Now for The Andorra trial there are cities with multiple coordinates:

https://www.wikidata.org/wiki/Property:P625 Which are event flagged as a problem. Wikidata Query Screenshot

I know there is work-around as explained in How to get only the most recent value from a Wikidata property? and https://w.wiki/EKB

I tried the approach in the snippet

?city p:P1082 ?populationStatement . 
  ?populationStatement ps:P1082 ?cityPopulation.
  ?populationStatement pq:P585 ?date
  FILTER NOT EXISTS { ?city p:P1082/pq:P585 ?date_ . FILTER (?date_ > ?date) } 

which makes queries real slow and in this case i am looking into all instance of human settlement which are a few hundred thousand.

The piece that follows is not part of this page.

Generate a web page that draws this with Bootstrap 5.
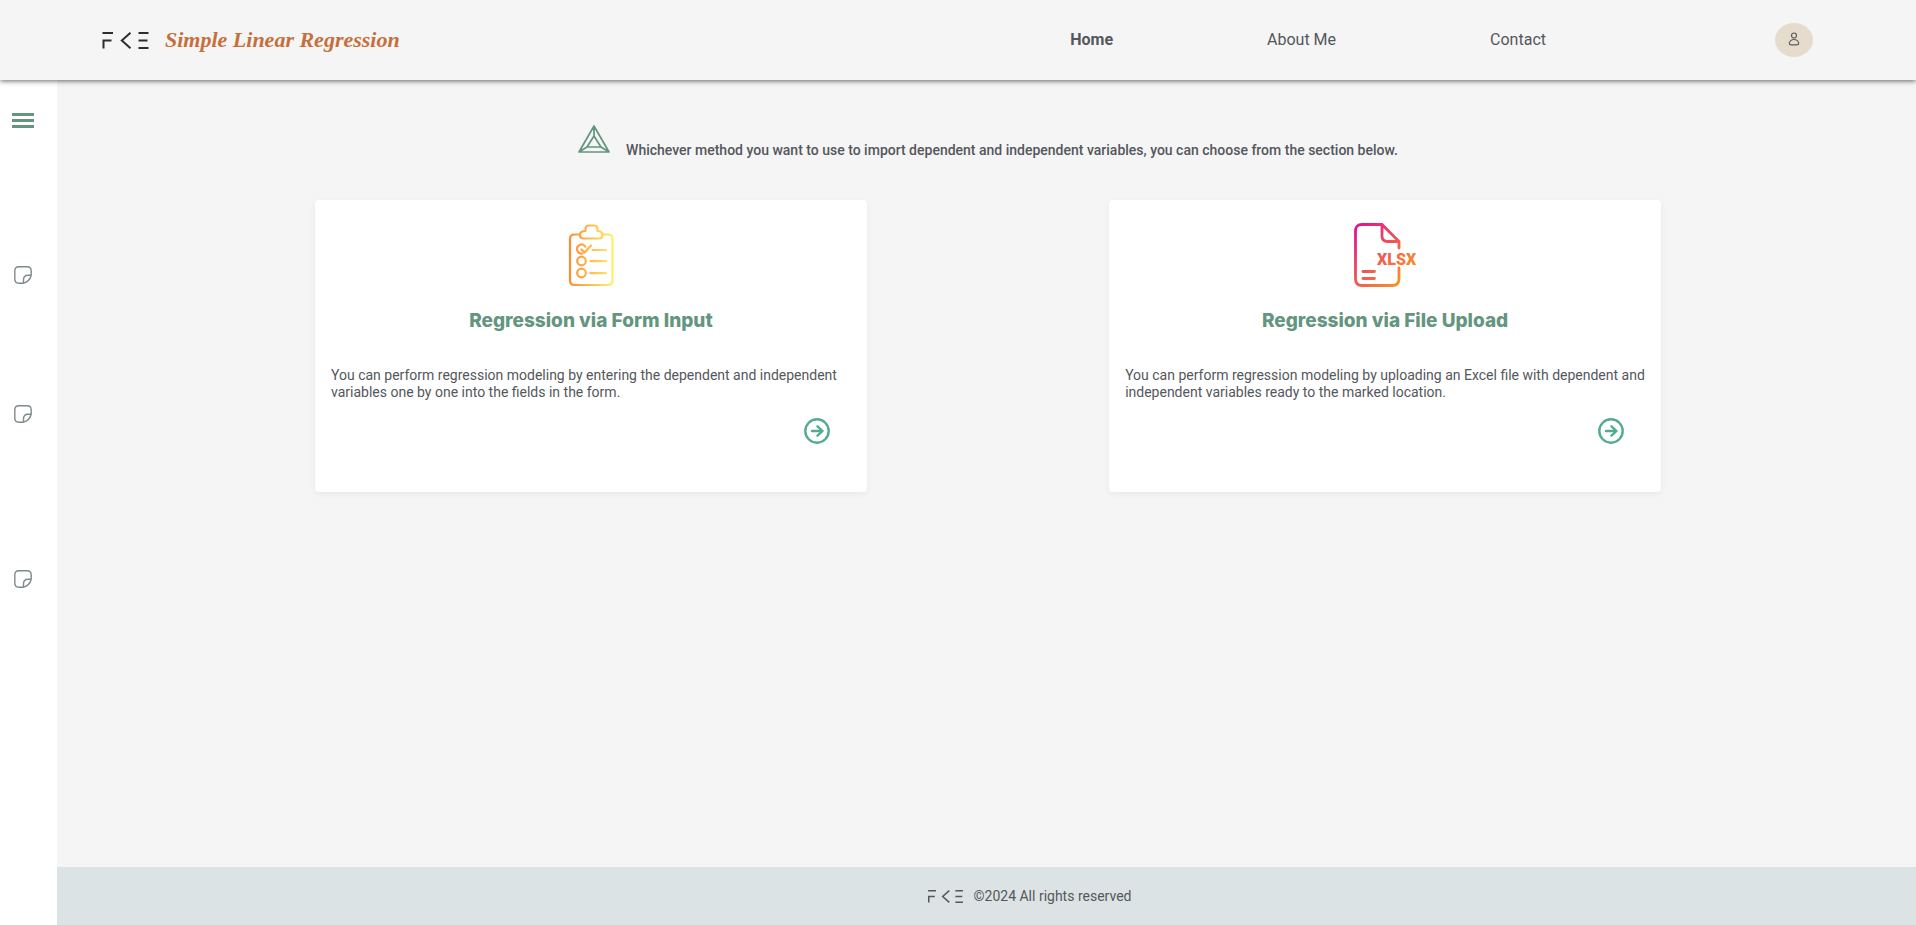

Even on my local wikidata copy this runs more than 3 hours !

So i wonder whether there is an alternative with MAX, AVG, Subqueries with limit or the like or any other nifty idea that would solve the issue with a decent performance?

Wolfgang Fahl
  • 15,016
  • 11
  • 93
  • 186

1 Answers1

1

You can use sample() as aggregation function (sparql doc).

Starting from you query expression, you will need to change the first line into

SELECT DISTINCT ?city ?cityLabel (max(?cityPop) as ?cityPopulation) (sample(?coord) as ?coordinate) ?region ?regionLabel ?regionIsoCode ?country ?countryLabel ?countryIsoCode ?countryPopulation ?countryGdpPerCapita WHERE {

and your second last line into:

} GROUP BY  ?city ?cityLabel ?region ?regionLabel ?regionIsoCode ?country ?countryLabel ?countryIsoCode ?countryPopulation ?countryGdpPerCapita

The result should look like this: https://w.wiki/dRV.

The work-around you tried does not work because unlike P1082 (population), P625 (coordinate) have in most cases no P585 (point in time) qualifier.

Pascalco
  • 2,481
  • 2
  • 15
  • 31